One other thing we could try is using the debug kernel. If there is some issue it might throw some additional errors before it stops responding. I wouldn't really expect to see anything else when it stops though as it logs nothing at all currently.

Steve

tuser11

It's been over a month since the last lockup after consistently locking up 2-4 times a month. There was also an un-managed switch that was randomly failing (3 switches downstream of the router and only managing traffic for 2 computers so seemingly unrelated) and it magically stopped failing. I've only been troubleshooting networks for ~9 years and it's not my primary job. I've never seen hardware problems go away on their own while usage remains the same.

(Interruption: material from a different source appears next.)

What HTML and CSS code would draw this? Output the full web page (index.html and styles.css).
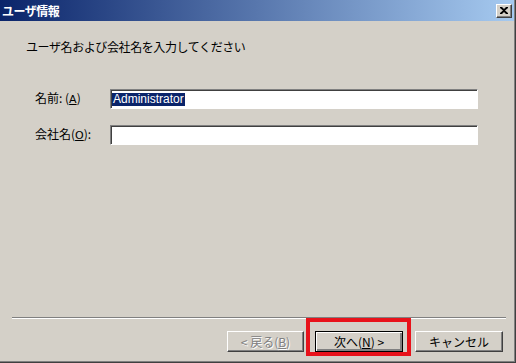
FILE: index.html
```html
<!DOCTYPE html>
<html>
<head>
  <title>ユーザ情報</title>
  <link rel="stylesheet" href="styles.css">
</head>
<body>
  <div class="window">
    <div class="titlebar">
      <span class="title">ユーザ情報</span>
      <span class="close">
        <svg width="8" height="7" viewBox="0 0 8 7">
          <path d="M0 0h2l2 2 2-2h2v1L5 3.5 8 6v1H6L4 5 2 7H0V6l3-2.5L0 1z" fill="#000"/>
        </svg>
      </span>
    </div>

    <div class="content">
      <p class="intro">ユーザ名および会社名を入力してください</p>
      <div class="form">
        <div class="row">
          <label class="label">名前: (<u>A</u>)</label>
          <div class="field"><span class="selected">Administrator</span></div>
        </div>
        <div class="row">
          <label class="label">会社名(<u>O</u>):</label>
          <div class="field"></div>
        </div>
      </div>
    </div>

    <div class="footer">
      <div class="separator"></div>
      <div class="buttons">
        <button class="btn btn-back" disabled>&lt; 戻る(<u>B</u>)</button>
        <button class="btn btn-next">次へ(<u>N</u>) &gt;</button>
        <button class="btn btn-cancel">キャンセル</button>
      </div>
    </div>

    <!-- red annotation box around the default button -->
    <div class="highlight"></div>
  </div>
</body>
</html>
```

FILE: styles.css
```css
body {
  margin: 0;
  background-color: #d4d0c8;
  font-family: "Noto Sans CJK JP", "DejaVu Sans", sans-serif;
  font-size: 12px;
  color: #000;
}

.window {
  position: relative;
  width: 516px;
  height: 363px;
  box-sizing: border-box;
  display: flex;
  flex-direction: column;
  background-color: #d4d0c8;
  border-right: 1px solid #404040;
  border-bottom: 1px solid #404040;
  box-shadow: inset -1px -1px 0 #808080;
}

.titlebar {
  height: 21px;
  margin-right: 1px;
  display: flex;
  align-items: center;
  justify-content: space-between;
  background: linear-gradient(to right, #0a246a, #a6caf0);
}

.title {
  color: #fff;
  font-weight: bold;
  font-size: 12px;
  line-height: 16px;
  padding-left: 2px;
  letter-spacing: -0.5px;
}

.close {
  width: 16px;
  height: 14px;
  margin-right: 2px;
  box-sizing: border-box;
  display: flex;
  align-items: center;
  justify-content: center;
  background-color: #d4d0c8;
  border-top: 1px solid #fff;
  border-left: 1px solid #fff;
  border-right: 1px solid #404040;
  border-bottom: 1px solid #404040;
  box-shadow: inset -1px -1px 0 #808080;
}

.content {
  flex: 1;
}

.intro {
  margin: 18px 0 0 26px;
  line-height: 16px;
  letter-spacing: -0.4px;
}

.form {
  margin-top: 34px;
  display: flex;
  flex-direction: column;
  gap: 16px;
}

.row {
  display: flex;
  align-items: center;
}

.label {
  width: 75px;
  padding-left: 35px;
  line-height: 16px;
}

.label u {
  font-family: "DejaVu Sans", sans-serif;
  font-size: 11px;
}

.field {
  width: 368px;
  height: 20px;
  box-sizing: border-box;
  display: flex;
  align-items: center;
  padding-left: 1px;
  background-color: #fff;
  border-top: 1px solid #808080;
  border-left: 1px solid #808080;
  border-right: 1px solid #fff;
  border-bottom: 1px solid #fff;
  box-shadow: inset 1px 1px 0 #404040, 1px 1px 0 #d4d0c8;
}

.selected {
  font-family: "Liberation Sans", Arial, sans-serif;
  font-size: 12px;
  line-height: 13px;
  padding: 0 1px;
  background-color: #0a246a;
  color: #fff;
}

.footer {
  padding-bottom: 10px;
}

.separator {
  margin: 0 9px 12px 12px;
  height: 1px;
  background-color: #808080;
  border-bottom: 1px solid #fff;
}

.buttons {
  display: flex;
  justify-content: flex-end;
  padding-right: 12px;
}

.btn {
  height: 21px;
  padding: 0;
  box-sizing: border-box;
  font-family: "Noto Sans CJK JP", "DejaVu Sans", sans-serif;
  font-size: 12px;
  color: #000;
  background-color: #d4d0c8;
  border-top: 1px solid #fff;
  border-left: 1px solid #fff;
  border-right: 1px solid #404040;
  border-bottom: 1px solid #404040;
  box-shadow: inset -1px -1px 0 #808080;
}

.btn-back {
  width: 77px;
  margin-right: 11px;
  color: #808080;
  text-shadow: 1px 1px 0 #fff;
}

.btn-next {
  width: 88px;
  margin-right: 12px;
  border: 1px solid #000;
  box-shadow: inset 1px 1px 0 #fff, inset -2px -2px 0 #808080;
}

.btn-cancel {
  width: 88px;
}

.highlight {
  position: absolute;
  left: 306px;
  top: 318px;
  width: 105px;
  height: 38px;
  box-sizing: border-box;
  border: 4px solid #e8121a;
}
```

The only things that have happened since the last lockup:

Kicked everyone off wifi networks (even separate guest wifi) for a few days after the last failure. The networks are segregated and firewalled but without high confidence in my log analysis, this seemed like a fair step.
Publicly made plans in office after getting green light from owner to start locking down network (every device would have to be registered mac and static IP pair before being allowed on network) if problem persisted.
Re-allowed everyone to use wifi as usual with the knowledge that the network will eventually be locked down (no more personal devices able to easily get on) to help isolate the mysterious problems if they kept occurring.

No changes were made, just made plans for next move. All hardware and general usage has remained unchanged and in over a month, not 1 failure.

Any ideas about how the issues mysteriously went away (or at least haven't happened in ~38 days)?

stephenw10

Some general power issue maybe?

tuser11

@stephenw10 Not sure since power hasn't changed to my knowledge. And my hopes would be that power issues at that scale would also affect other equipment. For example the issue with the switch was only going on for about a month where as the router issues date back to before the summer.
My initial hunch was power user or script kiddie based on the environment and employee history.